[Dataset content start]
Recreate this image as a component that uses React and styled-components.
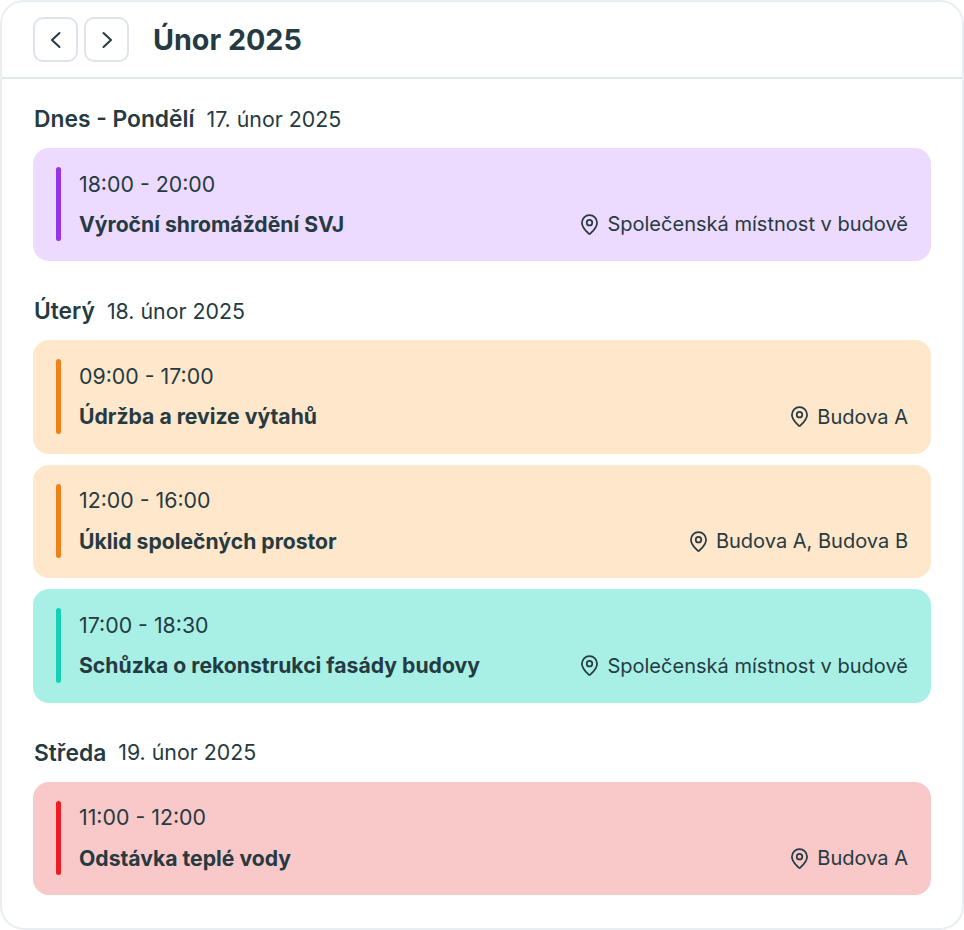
import React from "react";
import styled, { createGlobalStyle } from "styled-components";

const days = [
  {
    name: "Dnes - Pondělí",
    date: "17. únor 2025",
    events: [
      { time: "18:00 - 20:00", title: "Výroční shromáždění SVJ", place: "Společenská místnost v budově", kind: "purple" },
    ],
  },
  {
    name: "Úterý",
    date: "18. únor 2025",
    events: [
      { time: "09:00 - 17:00", title: "Údržba a revize výtahů", place: "Budova A", kind: "orange" },
      { time: "12:00 - 16:00", title: "Úklid společných prostor", place: "Budova A, Budova B", kind: "orange" },
      { time: "17:00 - 18:30", title: "Schůzka o rekonstrukci fasády budovy", place: "Společenská místnost v budově", kind: "teal" },
    ],
  },
  {
    name: "Středa",
    date: "19. únor 2025",
    events: [
      { time: "11:00 - 12:00", title: "Odstávka teplé vody", place: "Budova A", kind: "red" },
    ],
  },
];

const colors = {
  purple: { bg: "#ecdaff", bar: "#9333ea" },
  orange: { bg: "#fee7ca", bar: "#f0801a" },
  teal: { bg: "#a8f0e6", bar: "#14d1b3" },
  red: { bg: "#f9c8c9", bar: "#ee1c25" },
};

const Chevron = ({ d }) => (
  <svg width="24" height="24" viewBox="0 0 24 24" fill="none" stroke="#263a42" strokeWidth="2" strokeLinecap="round" strokeLinejoin="round">
    <path d={d} />
  </svg>
);

const PinIcon = () => (
  <svg width="23" height="23" viewBox="0 0 20 20" fill="none" stroke="#263a42" strokeWidth="1.5" strokeLinejoin="round">
    <path d="M10 18.2c-.3 0-.5-.1-.7-.3C7.6 16.2 3.4 12.6 3.4 8.4a6.6 6.6 0 0 1 13.2 0c0 4.2-4.2 7.8-5.9 9.5-.2.2-.4.3-.7.3Z" />
    <circle cx="10" cy="8.4" r="2.4" />
  </svg>
);

const App = () => {
  return (
    <>
      <GlobalStyle />
      <Page>
        <Header>
          <NavButton aria-label="Předchozí">
            <Chevron d="M15.5 5 L8 12 L15.5 19" />
          </NavButton>
          <NavButton aria-label="Další">
            <Chevron d="M8.5 5 L16 12 L8.5 19" />
          </NavButton>
          <Title>Únor 2025</Title>
        </Header>
        <Content>
          {days.map((day) => (
            <Day key={day.date}>
              <DayHeading>
                <DayName>{day.name}</DayName>
                <DayDate>{day.date}</DayDate>
              </DayHeading>
              <EventList>
                {day.events.map((ev) => (
                  <EventCard key={ev.time} $kind={ev.kind}>
                    <Bar $kind={ev.kind} />
                    <EventBody>
                      <Time>{ev.time}</Time>
                      <EventRow>
                        <EventTitle>{ev.title}</EventTitle>
                        <Place>
                          <PinIcon />
                          {ev.place}
                        </Place>
                      </EventRow>
                    </EventBody>
                  </EventCard>
                ))}
              </EventList>
            </Day>
          ))}
        </Content>
      </Page>
    </>
  );
};

export default App;

const GlobalStyle = createGlobalStyle`
  html, body {
    margin: 0;
    padding: 0;
    background: #ffffff;
  }
  * {
    box-sizing: border-box;
  }
  body {
    font-family: Inter, "Liberation Sans", sans-serif;
    color: #263a42;
  }
`;

const Page = styled.div`
  width: 964px;
  height: 930px;
  background: #ffffff;
  border: 2px solid #e9eef3;
  border-radius: 24px;
  overflow: hidden;
`;

const Header = styled.div`
  height: 77px;
  padding: 15px 31px 0;
  display: flex;
  align-items: flex-start;
  gap: 6px;
  border-bottom: 2px solid #dfe9ec;
`;

const NavButton = styled.button`
  width: 45px;
  height: 45px;
  padding: 0;
  display: flex;
  align-items: center;
  justify-content: center;
  background: #ffffff;
  border: 2px solid #e0e4ea;
  border-radius: 10px;
  color: #263a42;
`;

const Title = styled.h1`
  margin: 0 0 0 18px;
  height: 45px;
  line-height: 45px;
  font-size: 28.7px;
  font-weight: 700;
`;

const Content = styled.div`
  padding: 24px 31px 0;
  display: flex;
  flex-direction: column;
  gap: 34px;
`;

const Day = styled.section`
  display: flex;
  flex-direction: column;
  gap: 14px;
`;

const DayHeading = styled.div`
  display: flex;
  align-items: center;
  gap: 12px;
  height: 31px;
  padding-left: 1px;
`;

const DayName = styled.span`
  font-size: 22.8px;
  font-weight: 600;
`;

const DayDate = styled.span`
  font-size: 21.33px;
  font-weight: 400;
`;

const EventList = styled.div`
  display: flex;
  flex-direction: column;
  gap: 11.2px;
`;

const EventCard = styled.div`
  height: 113.33px;
  padding: 19px 23px 20px;
  display: flex;
  gap: 18px;
  border-radius: 16px;
  background: ${(p) => colors[p.$kind].bg};
`;

const Bar = styled.div`
  width: 5px;
  flex: none;
  border-radius: 3px;
  background: ${(p) => colors[p.$kind].bar};
`;

const EventBody = styled.div`
  flex: 1;
  display: flex;
  flex-direction: column;
  justify-content: space-between;
  padding: 0.5px 0 1.5px;
`;

const Time = styled.div`
  font-size: 21.33px;
  line-height: 32px;
`;

const EventRow = styled.div`
  display: flex;
  justify-content: space-between;
  align-items: center;
  height: 32px;
  line-height: 32px;
`;

const EventTitle = styled.div`
  font-size: 21.17px;
  font-weight: 700;
`;

const Place = styled.div`
  display: flex;
  align-items: center;
  gap: 6px;
  margin-top: 1px;
  font-size: 20.04px;
`;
[Dataset content end]
> **Given problem**
Using the material above, return every line exactly as it appears, minus the pictures.

> **Full answer**
Recreate this image as a component that uses React and styled-components.
import React from "react";
import styled, { createGlobalStyle } from "styled-components";

const days = [
  {
    name: "Dnes - Pondělí",
    date: "17. únor 2025",
    events: [
      { time: "18:00 - 20:00", title: "Výroční shromáždění SVJ", place: "Společenská místnost v budově", kind: "purple" },
    ],
  },
  {
    name: "Úterý",
    date: "18. únor 2025",
    events: [
      { time: "09:00 - 17:00", title: "Údržba a revize výtahů", place: "Budova A", kind: "orange" },
      { time: "12:00 - 16:00", title: "Úklid společných prostor", place: "Budova A, Budova B", kind: "orange" },
      { time: "17:00 - 18:30", title: "Schůzka o rekonstrukci fasády budovy", place: "Společenská místnost v budově", kind: "teal" },
    ],
  },
  {
    name: "Středa",
    date: "19. únor 2025",
    events: [
      { time: "11:00 - 12:00", title: "Odstávka teplé vody", place: "Budova A", kind: "red" },
    ],
  },
];

const colors = {
  purple: { bg: "#ecdaff", bar: "#9333ea" },
  orange: { bg: "#fee7ca", bar: "#f0801a" },
  teal: { bg: "#a8f0e6", bar: "#14d1b3" },
  red: { bg: "#f9c8c9", bar: "#ee1c25" },
};

const Chevron = ({ d }) => (
  <svg width="24" height="24" viewBox="0 0 24 24" fill="none" stroke="#263a42" strokeWidth="2" strokeLinecap="round" strokeLinejoin="round">
    <path d={d} />
  </svg>
);

const PinIcon = () => (
  <svg width="23" height="23" viewBox="0 0 20 20" fill="none" stroke="#263a42" strokeWidth="1.5" strokeLinejoin="round">
    <path d="M10 18.2c-.3 0-.5-.1-.7-.3C7.6 16.2 3.4 12.6 3.4 8.4a6.6 6.6 0 0 1 13.2 0c0 4.2-4.2 7.8-5.9 9.5-.2.2-.4.3-.7.3Z" />
    <circle cx="10" cy="8.4" r="2.4" />
  </svg>
);

const App = () => {
  return (
    <>
      <GlobalStyle />
      <Page>
        <Header>
          <NavButton aria-label="Předchozí">
            <Chevron d="M15.5 5 L8 12 L15.5 19" />
          </NavButton>
          <NavButton aria-label="Další">
            <Chevron d="M8.5 5 L16 12 L8.5 19" />
          </NavButton>
          <Title>Únor 2025</Title>
        </Header>
        <Content>
          {days.map((day) => (
            <Day key={day.date}>
              <DayHeading>
                <DayName>{day.name}</DayName>
                <DayDate>{day.date}</DayDate>
              </DayHeading>
              <EventList>
                {day.events.map((ev) => (
                  <EventCard key={ev.time} $kind={ev.kind}>
                    <Bar $kind={ev.kind} />
                    <EventBody>
                      <Time>{ev.time}</Time>
                      <EventRow>
                        <EventTitle>{ev.title}</EventTitle>
                        <Place>
                          <PinIcon />
                          {ev.place}
                        </Place>
                      </EventRow>
                    </EventBody>
                  </EventCard>
                ))}
              </EventList>
            </Day>
          ))}
        </Content>
      </Page>
    </>
  );
};

export default App;

const GlobalStyle = createGlobalStyle`
  html, body {
    margin: 0;
    padding: 0;
    background: #ffffff;
  }
  * {
    box-sizing: border-box;
  }
  body {
    font-family: Inter, "Liberation Sans", sans-serif;
    color: #263a42;
  }
`;

const Page = styled.div`
  width: 964px;
  height: 930px;
  background: #ffffff;
  border: 2px solid #e9eef3;
  border-radius: 24px;
  overflow: hidden;
`;

const Header = styled.div`
  height: 77px;
  padding: 15px 31px 0;
  display: flex;
  align-items: flex-start;
  gap: 6px;
  border-bottom: 2px solid #dfe9ec;
`;

const NavButton = styled.button`
  width: 45px;
  height: 45px;
  padding: 0;
  display: flex;
  align-items: center;
  justify-content: center;
  background: #ffffff;
  border: 2px solid #e0e4ea;
  border-radius: 10px;
  color: #263a42;
`;

const Title = styled.h1`
  margin: 0 0 0 18px;
  height: 45px;
  line-height: 45px;
  font-size: 28.7px;
  font-weight: 700;
`;

const Content = styled.div`
  padding: 24px 31px 0;
  display: flex;
  flex-direction: column;
  gap: 34px;
`;

const Day = styled.section`
  display: flex;
  flex-direction: column;
  gap: 14px;
`;

const DayHeading = styled.div`
  display: flex;
  align-items: center;
  gap: 12px;
  height: 31px;
  padding-left: 1px;
`;

const DayName = styled.span`
  font-size: 22.8px;
  font-weight: 600;
`;

const DayDate = styled.span`
  font-size: 21.33px;
  font-weight: 400;
`;

const EventList = styled.div`
  display: flex;
  flex-direction: column;
  gap: 11.2px;
`;

const EventCard = styled.div`
  height: 113.33px;
  padding: 19px 23px 20px;
  display: flex;
  gap: 18px;
  border-radius: 16px;
  background: ${(p) => colors[p.$kind].bg};
`;

const Bar = styled.div`
  width: 5px;
  flex: none;
  border-radius: 3px;
  background: ${(p) => colors[p.$kind].bar};
`;

const EventBody = styled.div`
  flex: 1;
  display: flex;
  flex-direction: column;
  justify-content: space-between;
  padding: 0.5px 0 1.5px;
`;

const Time = styled.div`
  font-size: 21.33px;
  line-height: 32px;
`;

const EventRow = styled.div`
  display: flex;
  justify-content: space-between;
  align-items: center;
  height: 32px;
  line-height: 32px;
`;

const EventTitle = styled.div`
  font-size: 21.17px;
  font-weight: 700;
`;

const Place = styled.div`
  display: flex;
  align-items: center;
  gap: 6px;
  margin-top: 1px;
  font-size: 20.04px;
`;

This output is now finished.